Voici d’abord quelques-unes des réponses que fait le consul anglais de Jérusalem, M. James Finn[1], lorsque l’administration est bonne ou seulement médiocre, aux questions de sir Henri Bulwer : « A considérer la régularité de l’administration, le développement de la richesse publique et privée, les moyens de communication, la province est bien en arrière des pays de l’Europe, et même, autant que je puis le savoir, en arrière de l’Égypte, quoique la population rurale y soit plus forte et plus riche que celle de l’Égypte. Les frontières orientales et méridionales sont dévastées par les Bédouins, qui sont devenus plus insolens et plus redoutables dans ces derniers temps. Cependant ils sont fort lâches, et on pourrait aisément les repousser. La Palestine se dépeuple sérieusement, et il y a de vastes espaces autrefois cultivés qui se changent en désert. »

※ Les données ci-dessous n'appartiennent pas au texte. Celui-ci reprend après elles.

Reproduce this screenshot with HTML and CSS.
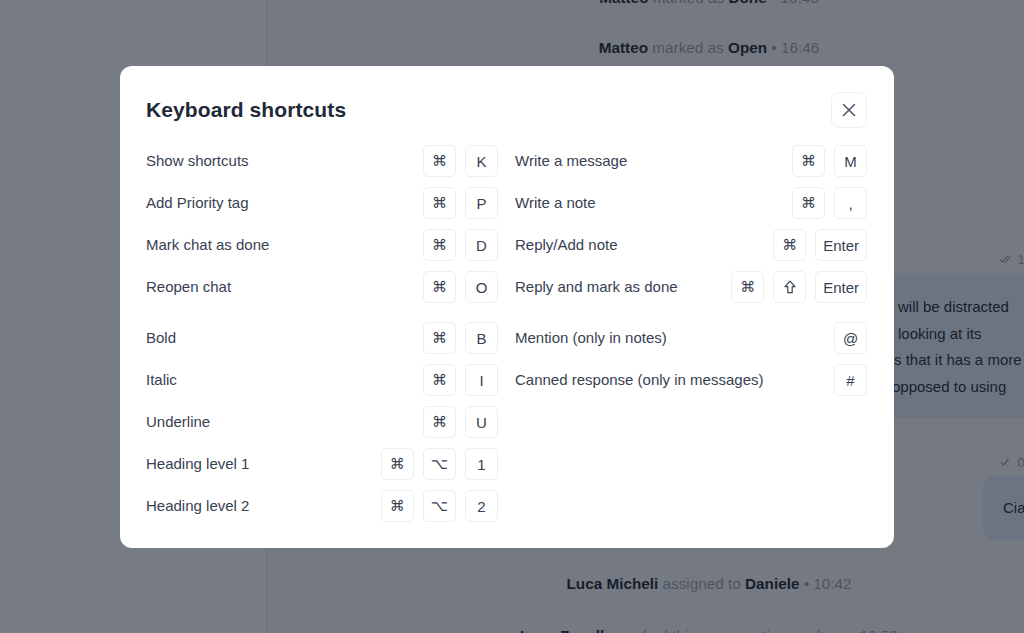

La dépopulation et l’empiétement progressif du désert sur la terre cultivée sont un des résultats les plus tristes de l’administration turque, qui ruine les cultivateurs par la rapacité de ses agens, et ne peut pas, à cause de son impuissance et de son insouciance, les protéger contre les incursions des Bédouins. Il y a là un double mal, celui qu’elle fait et celui qu’elle n’empêche pas. Prenons sur ce point, dans le rapport du consul anglais d’Alep, M. Skene, quelques détails curieux[2]. Il parle d’abord de la fertilité de la province : « malheureusement, dit-il, les cultivateurs ne peuvent pas jouir en paix des fruits de leur travail ; une portion leur est enlevée par les incursions des Arabes nomades ou par les extorsions des fermiers des dîmes. Des plaines immenses dans le plus fertile pays du monde restent désertes à cause de l’invasion des Bédouins, qui poussent la population agricole vers l’ouest pour assurer la libre pâture de leurs moutons et de leurs chameaux. J’ai vu vingt-cinq villages dévastés et dépeuplés par une seule incursion du cheik Mohammed-Dukhy à la tête de deux mille cavaliers de la tribu des Béni-Sachar. J’ai parcouru un district très fertile qui, il y a vingt ans encore, possédait cent villages, et je n’y ai trouvé que quelques fellahs… J’ai visité des villes dans le désert, ayant des rues bien pavées, des maisons bien couvertes, avec leurs portes roulant sur leurs gonds, prêtes à être occupées et tout à fait inhabitées. Des milliers d’acres d’excellente terre labourable s’étendent autour de ces villes avec des traces d’anciens travaux d’irrigation ; ils ne donnent maintenant qu’une maigre pâture aux moutons et aux chameaux des Bédouins. Cet empiétement du désert sur la terre cultivée a commencé il y a quatre-vingts ans, quand les tribus des Anezi émigrèrent de l’Arabie centrale, cherchant des pâturages plus étendus, et qu’ils envahirent la Syrie. Le désert atteint maintenant la mer sur deux points, près de Saint-Jean-d’Acre et entre Latakié et Tripoli. »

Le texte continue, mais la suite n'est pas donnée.